Coursera Online Course - Peer Assessment Project
This file describes how the run_analysis.R script works:
- Download and extract the data file from https://d396qusza40orc.cloudfront.net/getdata%2Fprojectfiles%2FUCI%20HAR%20Dataset.zip and rename the folder to 'data'
- Put the run_analysis.R file into the same folder as the data directory and make sure you set your working directory within R to that directory
- Next, source("run_analysis.R") within R to generate the tidy data set
- Within the working directory you should find the output data file called 'tidy_data_with_means.txt'
- Read the data into a new data frame within R: df <- read.table('tidy_data_with_means.txt')
The script itself works in the following way (see R script for inline comments):
- Read the training data, labels, subjects into seperate data frames (X_train.txt, y_train.txt, subject_train.txt)
- Read the test data, labels, subjects into seperate data frames (X_text.txt, y_test.txt, subject_test.txt)
- Join the respective data frames using row binding: rbind()
- Read the features into a data frame (features.txt)
- Find relevant columns for subsetting the combined data using grep and regular expression: grep("mean\\(.|std\\(.")
- Using the columns indentified in 5. subset the data: df <- df[, columns]
- Sanitize the column names in the data by removing parenthesis and capitalizing 'mean' and 'std' columns. Use make.names() to make sure all column names are validated
- Read the activities into a data frame (activity_labels.txt)
- Sanitize the column names by lowercasing activities and disallowing underscores in names.
- Map labels to activities and rename first column to "activity"
- Rename first column in the subjects data frame to "subject"

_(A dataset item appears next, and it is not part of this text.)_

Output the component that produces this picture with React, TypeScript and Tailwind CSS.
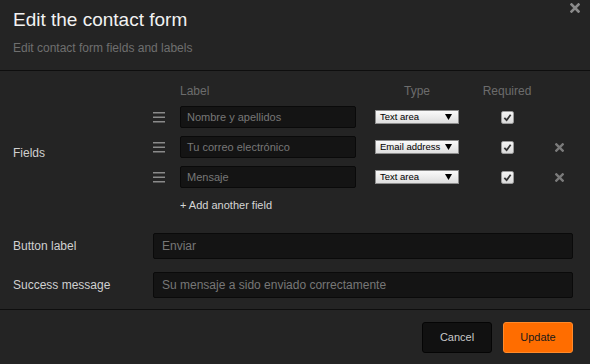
const fields = [
  { label: "Nombre y apellidos", type: "Text area", removable: false },
  { label: "Tu correo electrónico", type: "Email address", removable: true },
  { label: "Mensaje", type: "Text area", removable: true },
];

const Handle = () => (
  <svg width="12" height="12" viewBox="0 0 12 12">
    <rect x="0" y="1" width="12" height="1.5" fill="#8a8a8a" />
    <rect x="0" y="5.5" width="12" height="1.5" fill="#8a8a8a" />
    <rect x="0" y="10" width="12" height="1.5" fill="#8a8a8a" />
  </svg>
);

const Cross = ({ size = 9, color = "#7a7a7a" }: { size?: number; color?: string }) => (
  <svg width={size} height={size} viewBox="0 0 10 10">
    <path d="M1.5 1.5 L8.5 8.5 M8.5 1.5 L1.5 8.5" stroke={color} strokeWidth="2.6" strokeLinecap="square" />
  </svg>
);

const Checkbox = () => (
  <div className="w-[13px] h-[13px] rounded-[2px] border border-[#9a9a9a] bg-gradient-to-b from-[#f4f4f4] to-[#d8d8d8] flex items-center justify-center">
    <svg width="9" height="9" viewBox="0 0 10 10">
      <path d="M1.5 5.5 L4 8 L8.5 2" stroke="#333" strokeWidth="2" fill="none" />
    </svg>
  </div>
);

const Select = ({ value }: { value: string }) => (
  <div className="w-[84px] h-[14px] border border-[#8c8c8c] bg-gradient-to-b from-[#fafafa] to-[#dedede] flex items-center justify-between pl-[4px] pr-[6px] text-[9.5px] leading-none text-black whitespace-nowrap">
    <span>{value}</span>
    <svg width="7" height="6" viewBox="0 0 7 6" className="shrink-0">
      <path d="M0 0 H7 L3.5 6 Z" fill="#000" />
    </svg>
  </div>
);

export default function App() {
  return (
    <div className="w-[590px] h-[364px] bg-[#242424] flex flex-col font-['Liberation_Sans',Arial,sans-serif] overflow-hidden">
      {/* header */}
      <div className="relative h-[71px] px-[13px] pt-[8px] border-b border-[#0e0e0e]">
        <h1 className="text-[19px] leading-[24px] text-[#f2f2f2]">Edit the contact form</h1>
        <p className="mt-[9px] text-[12px] leading-[14px] text-[#6f6f6f]">Edit contact form fields and labels</p>
        <div className="absolute top-[3px] right-[10px]">
          <Cross size={10} color="#8a8a8a" />
        </div>
      </div>

      {/* body */}
      <div className="flex-1 flex flex-col pt-[13px]">
        <div className="flex">
          <div className="w-[153px] pl-[13px] pt-[62px] text-[12px] leading-[14px] text-[#d0d0d0]">Fields</div>
          <div className="flex flex-col">
            <div className="flex h-[14px] items-center text-[12px] text-[#6c6c6c]">
              <div className="w-[27px]" />
              <div className="w-[176px]">Label</div>
              <div className="w-[19px]" />
              <div className="w-[84px] text-center">Type</div>
              <div className="w-[96px] text-center">Required</div>
            </div>
            <div className="flex flex-col gap-[8px] mt-[8px]">
              {fields.map((f) => (
                <div key={f.label} className="flex items-center h-[22px]">
                  <div className="w-[27px] flex items-center">
                    <Handle />
                  </div>
                  <div className="w-[176px] h-[22px] bg-[#141414] border border-[#0a0a0a] rounded-[2px] flex items-center px-[6px] text-[11px] text-[#777]">
                    {f.label}
                  </div>
                  <div className="w-[19px]" />
                  <Select value={f.type} />
                  <div className="w-[96px] flex justify-center">
                    <Checkbox />
                  </div>
                  {f.removable && <Cross />}
                </div>
              ))}
            </div>
            <div className="pl-[27px] mt-[9px] text-[11px] text-[#d6d6d6] h-[14px]">+ Add another field</div>
          </div>
        </div>

        <div className="flex flex-col gap-[13px] mt-[22px] pr-[17px]">
          <div className="flex items-center">
            <div className="w-[153px] pl-[13px] text-[12px] text-[#d0d0d0]">Button label</div>
            <div className="flex-1 h-[26px] bg-[#141414] border border-[#0a0a0a] rounded-[2px] flex items-center px-[8px] text-[12px] text-[#777]">
              Enviar
            </div>
          </div>
          <div className="flex items-center">
            <div className="w-[153px] pl-[13px] text-[12px] text-[#d0d0d0]">Success message</div>
            <div className="flex-1 h-[26px] bg-[#141414] border border-[#0a0a0a] rounded-[2px] flex items-center px-[8px] text-[12px] text-[#777]">
              Su mensaje a sido enviado correctamente
            </div>
          </div>
        </div>
      </div>

      {/* footer */}
      <div className="h-[55px] border-t border-[#0e0e0e] flex items-center justify-end gap-[11px] pr-[17px]">
        <button className="w-[70px] h-[31px] bg-[#111] border border-[#050505] rounded-[3px] text-[11px] text-[#c8c8c8]">
          Cancel
        </button>
        <button className="w-[70px] h-[31px] bg-[#ff6d00] border border-[#ff8a2a] rounded-[3px] text-[11px] text-[#1a1a1a]">
          Update
        </button>
      </div>
    </div>
  );
}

- Construct first tidy data set by doing a column binding using: subjects, labels and data frames: tidyData1 <- cbind(subjects, labels, data)
- Aggregate the data from tidyData1 (calculate average of each variable for each activity and each subject): tidyData2 <- with(tidyData1, aggregate(tidyData1[,c(-1,-2)], list(subject, activity), mean))
- Sanitize aggregated data by renaming column 1 to "subject" and column 2 to "activity"
- Sort the tidy data by "subject, activity" in increasing order
- Subset the tidy data since only the first 180 records will contain meaningful entries (30 subjects with 6 activities each)
- Write the tidy data to 'tidy_data_with_means.txt'